SHELL BUYBACK PROGRAMME TRANCHE $6.75 BLN
SHELL - Royal Dutch Shell plc (the ‘company’) today announces the commencement of trading in the next tranche of its share buyback programme previously announced on July 26, 2018. In the next tranche, the company has entered into an irrevocable, non-discretionary arrangement with a broker to enable the purchase of A ordinary shares and/or B ordinary shares for a period up to and including July 29, 2019. The aggregate maximum consideration for the purchase of A ordinary shares and/or B ordinary shares under the next tranche is $2.75 billion. The company’s intention is to buy back at least $25 billion of its shares by the end of 2020, subject to further progress with debt reduction and oil price conditions.

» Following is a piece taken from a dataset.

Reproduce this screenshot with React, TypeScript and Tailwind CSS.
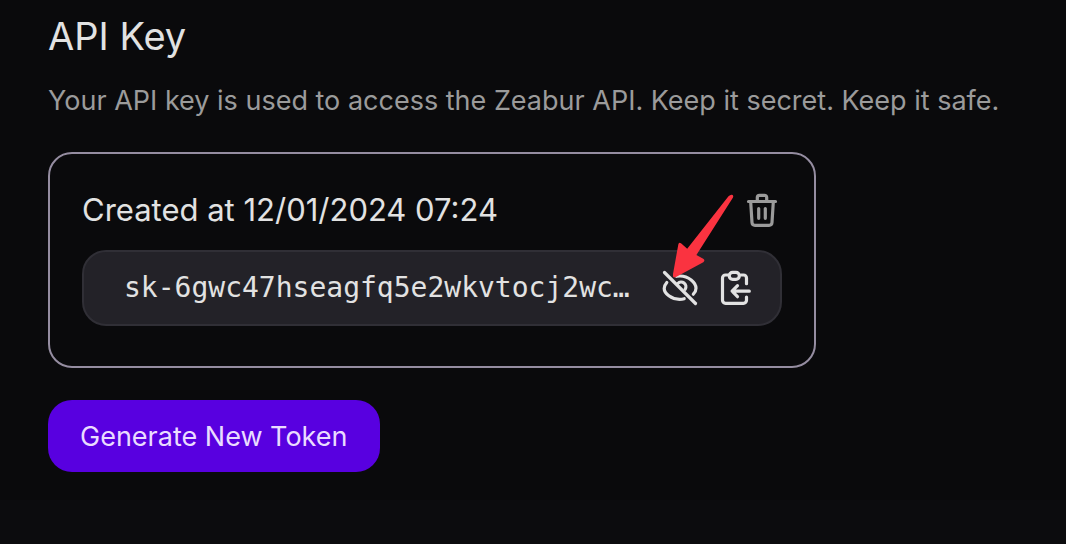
function TrashIcon() {
  return (
    <svg width="36" height="40" viewBox="0 0 36 40" fill="none" stroke="currentColor" strokeWidth="3.2" strokeLinecap="round" strokeLinejoin="round" aria-hidden="true">
      <path d="M4.5 11.5h27M13.3 11V7.5a2.2 2.2 0 0 1 2.2-2.2h5a2.2 2.2 0 0 1 2.2 2.2V11" />
      <path d="M6.7 12l1.3 20.5a3 3 0 0 0 3 2.8h14a3 3 0 0 0 3-2.8L29.3 12M14.7 18.5v9.8M21.3 18.5v9.8" />
    </svg>
  );
}

function EyeOffIcon() {
  return (
    <svg width="40" height="40" viewBox="0 0 40 40" fill="none" stroke="currentColor" strokeWidth="3.2" strokeLinecap="round" aria-hidden="true">
      <path d="M4.5 4.5L35.5 35.5" />
      <path d="M6.8 14.5C5 16.6 4.2 18.6 4.2 20.4C4.2 25.5 11.5 31.3 19.5 31.3C21.2 31.3 22.8 31.1 24.2 30.7" />
      <path d="M16.5 8.3C17.6 8.1 18.8 8 20 8C28.5 8 36 14.5 36 20.2C36 22.5 34.9 24.6 33.3 26.2" />
      <path d="M17.8 15.5A4.7 4.7 0 0 1 25.2 21.2" />
    </svg>
  );
}

function ClipboardIcon() {
  return (
    <svg width="40" height="40" viewBox="0 0 40 40" fill="none" stroke="currentColor" strokeWidth="3.2" strokeLinecap="round" strokeLinejoin="round" aria-hidden="true">
      <path d="M12 7H9.5A3 3 0 0 0 6.5 10V32.3A3 3 0 0 0 9.5 35.3H27.5A3 3 0 0 0 30.5 32.3V29" />
      <path d="M25 7H27.5A3 3 0 0 1 30.5 10V15.7" />
      <rect x="13.3" y="4.3" width="10" height="7" rx="3.3" />
      <path d="M33.3 23.2H16.3M21.5 17.7L16.1 23.2L21.5 28.7" />
    </svg>
  );
}

export default function App() {
  return (
    <div className="flex min-h-screen flex-col bg-[#0c0c0e] font-['Inter','Liberation_Sans',sans-serif] text-[#e2e2e2]">
      <main className="bg-[#0a0a0c] px-12 pt-3 pb-7">
        <h1 className="text-[38px] leading-12">API Key</h1>
        <p className="mt-5 text-[27px] leading-[42px] text-[#9b9b9b]">
          Your API key is used to access the Zeabur API. Keep it secret. Keep it safe.
        </p>
        <section className="mt-[30px] max-w-3xl rounded-3xl border-2 border-[#958da1] px-8 pt-8 pb-10">
          <div className="flex h-12 items-center justify-between">
            <h2 className="text-[31px]">Created at 12/01/2024 07:24</h2>
            <button type="button" aria-label="Delete API key" className="mr-0.5 text-[#9b9b9b]">
              <TrashIcon />
            </button>
          </div>
          <div className="mt-4 flex h-19 items-center rounded-3xl border-2 border-[#302f36] bg-[#232228] pr-6 pl-10">
            <code className="min-w-0 flex-1 truncate font-['DejaVu_Sans_Mono',monospace] text-[28px]">sk-6gwc47hseagfq5e2wkvtocj2wc…</code>
            <div className="flex gap-4">
              <button type="button" aria-label="Hide API key" className="relative">
                <EyeOffIcon />
                <svg className="pointer-events-none absolute bottom-7 left-2" width="66" height="90" viewBox="0 0 66 90" fill="#fa3340" aria-hidden="true">
                  <path d="M5 86.5Q6 88 8 87L35.3 72.2Q37.5 70.5 35.2 68.8L28.4 65L65 7.5Q65.8 5.4 64 4.8Q62.4 4.4 60.5 6.3L19.2 58.8L13.3 53.5Q10.8 51.8 10.3 54.5L5 84Z" />
                </svg>
              </button>
              <button type="button" aria-label="Copy API key">
                <ClipboardIcon />
              </button>
            </div>
          </div>
        </section>
        <button type="button" className="mt-8 h-18 rounded-3xl bg-[#5800e0] px-8 pt-0.5 text-[27px] text-[#eadcff]">
          Generate New Token
        </button>
      </main>
    </div>
  );
}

On April 29, 2019 the company completed the previous tranche of its share buyback programme. In aggregate between July 26, 2018 and April 29, 2019, the company repurchased 215,743,543 A ordinary shares for an aggregate consideration of $6.75 billion (the ‘aggregate previous tranches’).
The maximum number of ordinary shares which may be purchased by the company under the next tranche of its share buyback programme (the ‘next tranche’) is 618,256,457, which is the maximum pursuant to the authority granted by shareholders at the company's 2018 Annual General Meeting1 minus the number of ordinary shares purchased in the aggregate previous tranches. The shares bought back under the next tranche will be whichever of the A ordinary shares and/or B ordinary shares is economically the least expensive on a given trading day.
The broker will make its trading decisions in relation to the company's securities independently of the company. The next tranche will be carried out on the London Stock Exchange and/or on BATS and/or on Chi-X and will be effected within certain pre-set parameters. It will be conducted in accordance with the company's general authority to repurchase shares granted by its shareholders at the company’s Annual General Meeting held on May 22, 20181 , and in line with Chapter 12 of the Listing Rules, Article 5 of the Market Abuse Regulation 596/2014/EU dealing with buyback programmes and the Commission Delegated Regulation (EU) 2016/1052.
The purpose of the next tranche is to reduce the issued share capital of the company to offset the number of shares issued under the Scrip Dividend Programme and, in combination with the other tranches of the share buyback programme, to significantly reduce the equity issued in connection with the company’s combination with BG Group. All shares repurchased as part of the next tranche will be cancelled.
Any further tranches of the buyback programme, which may be conducted after completion of the tranche announced today, will be announced in due course.
[1] The existing shareholder authority to buy back shares granted at the company's 2018 Annual General Meeting expires at the earlier of the close of business on August 22, 2019, and the end of the date of the company's 2019 Annual General Meeting. The company expects to seek renewal of shareholder authority to buy back shares at subsequent Annual General Meetings.